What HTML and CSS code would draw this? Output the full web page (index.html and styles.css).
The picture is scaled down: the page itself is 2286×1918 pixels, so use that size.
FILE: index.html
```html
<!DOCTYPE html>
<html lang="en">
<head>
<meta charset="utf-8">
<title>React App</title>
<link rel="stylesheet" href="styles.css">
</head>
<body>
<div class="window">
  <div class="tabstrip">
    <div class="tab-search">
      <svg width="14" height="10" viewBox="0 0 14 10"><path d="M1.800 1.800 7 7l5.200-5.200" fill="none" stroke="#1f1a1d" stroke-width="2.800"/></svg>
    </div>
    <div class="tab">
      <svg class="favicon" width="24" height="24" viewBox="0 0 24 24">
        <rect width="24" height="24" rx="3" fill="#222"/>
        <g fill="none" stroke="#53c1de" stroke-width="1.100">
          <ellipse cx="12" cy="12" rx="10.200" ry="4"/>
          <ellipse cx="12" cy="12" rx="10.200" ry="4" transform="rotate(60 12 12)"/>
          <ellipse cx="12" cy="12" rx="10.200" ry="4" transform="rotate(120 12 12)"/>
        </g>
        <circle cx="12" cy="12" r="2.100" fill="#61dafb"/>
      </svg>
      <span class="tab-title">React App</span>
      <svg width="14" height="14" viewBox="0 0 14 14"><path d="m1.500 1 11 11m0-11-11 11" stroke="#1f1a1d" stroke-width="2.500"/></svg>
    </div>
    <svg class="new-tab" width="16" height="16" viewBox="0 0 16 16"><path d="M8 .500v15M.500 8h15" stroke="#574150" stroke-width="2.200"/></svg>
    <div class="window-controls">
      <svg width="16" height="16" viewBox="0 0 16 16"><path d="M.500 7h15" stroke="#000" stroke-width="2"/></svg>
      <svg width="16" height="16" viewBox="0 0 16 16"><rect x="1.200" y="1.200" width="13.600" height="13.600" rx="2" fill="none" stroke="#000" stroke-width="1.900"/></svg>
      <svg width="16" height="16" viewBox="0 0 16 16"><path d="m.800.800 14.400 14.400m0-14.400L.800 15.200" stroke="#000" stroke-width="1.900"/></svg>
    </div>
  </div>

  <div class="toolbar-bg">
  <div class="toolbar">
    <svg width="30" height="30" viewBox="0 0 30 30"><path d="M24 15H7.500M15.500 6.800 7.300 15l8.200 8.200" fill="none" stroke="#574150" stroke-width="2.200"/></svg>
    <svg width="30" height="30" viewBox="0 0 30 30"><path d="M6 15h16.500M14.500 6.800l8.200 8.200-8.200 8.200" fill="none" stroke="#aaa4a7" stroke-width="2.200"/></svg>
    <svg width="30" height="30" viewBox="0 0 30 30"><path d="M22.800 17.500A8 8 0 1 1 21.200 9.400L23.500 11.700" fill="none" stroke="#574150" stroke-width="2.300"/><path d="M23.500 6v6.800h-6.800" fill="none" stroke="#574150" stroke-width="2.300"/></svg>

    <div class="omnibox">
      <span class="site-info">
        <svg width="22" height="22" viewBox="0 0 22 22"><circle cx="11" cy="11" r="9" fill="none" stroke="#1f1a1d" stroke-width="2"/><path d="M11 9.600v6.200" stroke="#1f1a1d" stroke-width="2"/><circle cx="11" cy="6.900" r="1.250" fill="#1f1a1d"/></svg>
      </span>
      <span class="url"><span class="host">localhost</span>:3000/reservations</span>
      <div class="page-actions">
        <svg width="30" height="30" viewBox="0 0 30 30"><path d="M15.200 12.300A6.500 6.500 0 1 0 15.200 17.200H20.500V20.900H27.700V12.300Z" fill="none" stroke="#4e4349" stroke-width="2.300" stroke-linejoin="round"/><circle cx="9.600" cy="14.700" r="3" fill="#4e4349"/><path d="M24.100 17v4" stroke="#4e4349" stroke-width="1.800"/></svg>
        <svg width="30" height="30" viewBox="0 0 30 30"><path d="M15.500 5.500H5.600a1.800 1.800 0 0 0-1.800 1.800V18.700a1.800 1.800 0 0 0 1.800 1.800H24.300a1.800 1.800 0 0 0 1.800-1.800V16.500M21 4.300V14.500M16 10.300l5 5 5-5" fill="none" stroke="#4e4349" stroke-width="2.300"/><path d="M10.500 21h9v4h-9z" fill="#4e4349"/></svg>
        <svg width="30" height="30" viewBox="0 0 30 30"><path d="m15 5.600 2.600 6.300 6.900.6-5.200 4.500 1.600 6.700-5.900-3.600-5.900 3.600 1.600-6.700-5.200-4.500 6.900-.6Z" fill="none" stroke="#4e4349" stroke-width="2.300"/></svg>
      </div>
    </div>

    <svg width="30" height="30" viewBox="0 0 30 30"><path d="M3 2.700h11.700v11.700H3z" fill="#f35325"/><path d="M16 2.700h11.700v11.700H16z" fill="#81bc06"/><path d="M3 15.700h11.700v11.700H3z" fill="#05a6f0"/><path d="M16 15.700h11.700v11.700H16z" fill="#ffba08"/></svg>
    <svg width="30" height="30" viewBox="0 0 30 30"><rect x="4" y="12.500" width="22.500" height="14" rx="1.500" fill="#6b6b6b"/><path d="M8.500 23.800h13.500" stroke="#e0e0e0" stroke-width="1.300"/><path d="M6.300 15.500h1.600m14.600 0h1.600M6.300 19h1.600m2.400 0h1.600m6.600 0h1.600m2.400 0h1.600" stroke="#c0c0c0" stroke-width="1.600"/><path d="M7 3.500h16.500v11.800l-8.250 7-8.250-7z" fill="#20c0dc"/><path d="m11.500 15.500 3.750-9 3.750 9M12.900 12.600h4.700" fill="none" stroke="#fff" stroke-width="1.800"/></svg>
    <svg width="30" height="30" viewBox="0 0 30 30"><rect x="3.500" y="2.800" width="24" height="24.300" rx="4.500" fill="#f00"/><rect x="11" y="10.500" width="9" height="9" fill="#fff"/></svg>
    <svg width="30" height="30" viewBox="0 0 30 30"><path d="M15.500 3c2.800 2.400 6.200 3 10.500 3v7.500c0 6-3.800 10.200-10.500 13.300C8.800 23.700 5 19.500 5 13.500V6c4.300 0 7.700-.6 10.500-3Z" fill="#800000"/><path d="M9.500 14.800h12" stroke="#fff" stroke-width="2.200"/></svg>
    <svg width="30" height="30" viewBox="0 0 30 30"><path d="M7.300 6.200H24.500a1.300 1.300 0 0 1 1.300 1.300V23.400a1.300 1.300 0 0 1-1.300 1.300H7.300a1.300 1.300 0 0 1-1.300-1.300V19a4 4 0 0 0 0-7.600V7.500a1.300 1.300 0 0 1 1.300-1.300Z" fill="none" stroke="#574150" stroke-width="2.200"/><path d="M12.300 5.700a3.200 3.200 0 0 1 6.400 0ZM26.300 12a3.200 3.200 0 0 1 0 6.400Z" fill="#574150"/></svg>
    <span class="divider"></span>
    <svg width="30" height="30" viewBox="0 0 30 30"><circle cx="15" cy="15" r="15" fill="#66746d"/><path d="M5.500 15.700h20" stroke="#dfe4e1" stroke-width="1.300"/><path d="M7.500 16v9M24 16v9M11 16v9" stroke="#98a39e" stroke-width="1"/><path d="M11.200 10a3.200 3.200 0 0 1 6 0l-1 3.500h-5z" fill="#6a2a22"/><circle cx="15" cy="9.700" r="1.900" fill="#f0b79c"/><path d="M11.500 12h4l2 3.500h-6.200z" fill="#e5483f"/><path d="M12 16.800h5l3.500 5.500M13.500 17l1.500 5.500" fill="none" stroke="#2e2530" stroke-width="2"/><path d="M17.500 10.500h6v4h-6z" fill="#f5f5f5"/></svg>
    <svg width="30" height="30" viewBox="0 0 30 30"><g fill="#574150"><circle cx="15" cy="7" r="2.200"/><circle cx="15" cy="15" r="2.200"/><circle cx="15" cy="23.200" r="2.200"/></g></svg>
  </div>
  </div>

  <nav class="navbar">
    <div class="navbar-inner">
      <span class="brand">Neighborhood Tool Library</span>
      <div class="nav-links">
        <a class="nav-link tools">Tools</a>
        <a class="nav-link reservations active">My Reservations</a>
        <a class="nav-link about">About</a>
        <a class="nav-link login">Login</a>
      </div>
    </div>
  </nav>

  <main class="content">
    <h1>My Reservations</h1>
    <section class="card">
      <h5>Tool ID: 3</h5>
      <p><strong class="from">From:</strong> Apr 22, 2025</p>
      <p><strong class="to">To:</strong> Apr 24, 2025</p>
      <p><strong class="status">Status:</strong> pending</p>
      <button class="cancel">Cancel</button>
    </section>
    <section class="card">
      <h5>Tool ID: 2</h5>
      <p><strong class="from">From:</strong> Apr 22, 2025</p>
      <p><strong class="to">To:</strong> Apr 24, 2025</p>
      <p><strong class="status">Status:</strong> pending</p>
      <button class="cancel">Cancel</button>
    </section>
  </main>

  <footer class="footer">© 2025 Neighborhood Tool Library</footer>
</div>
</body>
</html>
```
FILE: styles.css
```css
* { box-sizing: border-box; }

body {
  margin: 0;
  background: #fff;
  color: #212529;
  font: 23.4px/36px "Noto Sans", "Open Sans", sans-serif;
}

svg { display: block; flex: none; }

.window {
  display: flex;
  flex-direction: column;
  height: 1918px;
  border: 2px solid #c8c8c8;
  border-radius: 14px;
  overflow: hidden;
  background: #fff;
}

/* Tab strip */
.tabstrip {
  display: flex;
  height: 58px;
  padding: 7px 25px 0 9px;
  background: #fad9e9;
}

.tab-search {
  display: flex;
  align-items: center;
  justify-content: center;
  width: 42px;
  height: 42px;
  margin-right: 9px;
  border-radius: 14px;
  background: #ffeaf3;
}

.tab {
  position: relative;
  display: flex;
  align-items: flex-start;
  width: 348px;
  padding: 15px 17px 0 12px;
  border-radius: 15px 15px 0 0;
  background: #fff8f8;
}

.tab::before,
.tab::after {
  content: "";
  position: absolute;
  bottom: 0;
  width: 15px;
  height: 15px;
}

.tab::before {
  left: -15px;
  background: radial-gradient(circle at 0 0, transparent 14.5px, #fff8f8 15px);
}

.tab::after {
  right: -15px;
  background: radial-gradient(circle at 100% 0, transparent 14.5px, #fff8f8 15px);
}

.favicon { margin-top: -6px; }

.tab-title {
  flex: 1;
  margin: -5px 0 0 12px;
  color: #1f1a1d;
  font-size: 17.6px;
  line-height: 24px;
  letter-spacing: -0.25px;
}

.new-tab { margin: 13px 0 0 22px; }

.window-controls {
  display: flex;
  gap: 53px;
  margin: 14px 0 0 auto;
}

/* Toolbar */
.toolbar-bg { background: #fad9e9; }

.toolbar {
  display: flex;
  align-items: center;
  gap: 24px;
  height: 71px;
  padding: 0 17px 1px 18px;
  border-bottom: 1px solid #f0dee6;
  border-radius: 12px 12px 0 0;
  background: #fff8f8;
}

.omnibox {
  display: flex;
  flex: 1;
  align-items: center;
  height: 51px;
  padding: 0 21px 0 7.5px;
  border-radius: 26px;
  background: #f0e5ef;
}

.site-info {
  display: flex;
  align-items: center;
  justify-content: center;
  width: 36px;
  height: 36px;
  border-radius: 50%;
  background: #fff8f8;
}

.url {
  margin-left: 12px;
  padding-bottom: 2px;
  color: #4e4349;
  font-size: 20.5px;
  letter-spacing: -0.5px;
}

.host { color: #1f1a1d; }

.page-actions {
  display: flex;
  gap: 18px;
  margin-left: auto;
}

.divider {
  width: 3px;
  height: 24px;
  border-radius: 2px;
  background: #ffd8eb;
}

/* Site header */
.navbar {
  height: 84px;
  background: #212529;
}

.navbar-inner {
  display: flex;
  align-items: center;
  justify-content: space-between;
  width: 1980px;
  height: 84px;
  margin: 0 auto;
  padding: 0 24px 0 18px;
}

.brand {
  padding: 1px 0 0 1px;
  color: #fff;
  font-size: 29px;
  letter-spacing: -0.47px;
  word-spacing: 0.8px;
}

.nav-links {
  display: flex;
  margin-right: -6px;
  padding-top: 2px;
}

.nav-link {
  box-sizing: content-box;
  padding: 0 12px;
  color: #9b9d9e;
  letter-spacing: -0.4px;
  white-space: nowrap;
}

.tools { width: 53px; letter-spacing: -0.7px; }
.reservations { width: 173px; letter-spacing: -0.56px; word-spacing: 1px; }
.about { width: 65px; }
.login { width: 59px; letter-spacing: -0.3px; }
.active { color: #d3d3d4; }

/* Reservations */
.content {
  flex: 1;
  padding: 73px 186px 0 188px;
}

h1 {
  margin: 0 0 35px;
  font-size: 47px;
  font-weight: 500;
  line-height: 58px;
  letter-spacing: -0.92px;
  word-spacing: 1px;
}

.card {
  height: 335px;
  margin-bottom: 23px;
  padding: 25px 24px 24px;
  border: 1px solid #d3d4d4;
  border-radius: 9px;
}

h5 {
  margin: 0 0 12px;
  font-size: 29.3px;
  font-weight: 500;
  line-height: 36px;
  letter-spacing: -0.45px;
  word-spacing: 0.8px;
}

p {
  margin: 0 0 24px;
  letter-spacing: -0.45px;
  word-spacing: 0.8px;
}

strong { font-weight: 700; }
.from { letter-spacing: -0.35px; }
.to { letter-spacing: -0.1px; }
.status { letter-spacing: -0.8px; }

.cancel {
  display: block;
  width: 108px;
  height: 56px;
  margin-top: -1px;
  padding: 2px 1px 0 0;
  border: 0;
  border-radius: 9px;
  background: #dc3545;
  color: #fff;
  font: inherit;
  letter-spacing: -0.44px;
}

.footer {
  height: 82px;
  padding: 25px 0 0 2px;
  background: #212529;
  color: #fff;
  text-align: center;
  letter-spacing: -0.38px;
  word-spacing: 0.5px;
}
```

=======

Pick out lines containing the word "styles", each one as written.

What HTML and CSS code would draw this? Output the full web page (index.html and styles.css).
<link rel="stylesheet" href="styles.css">
FILE: styles.css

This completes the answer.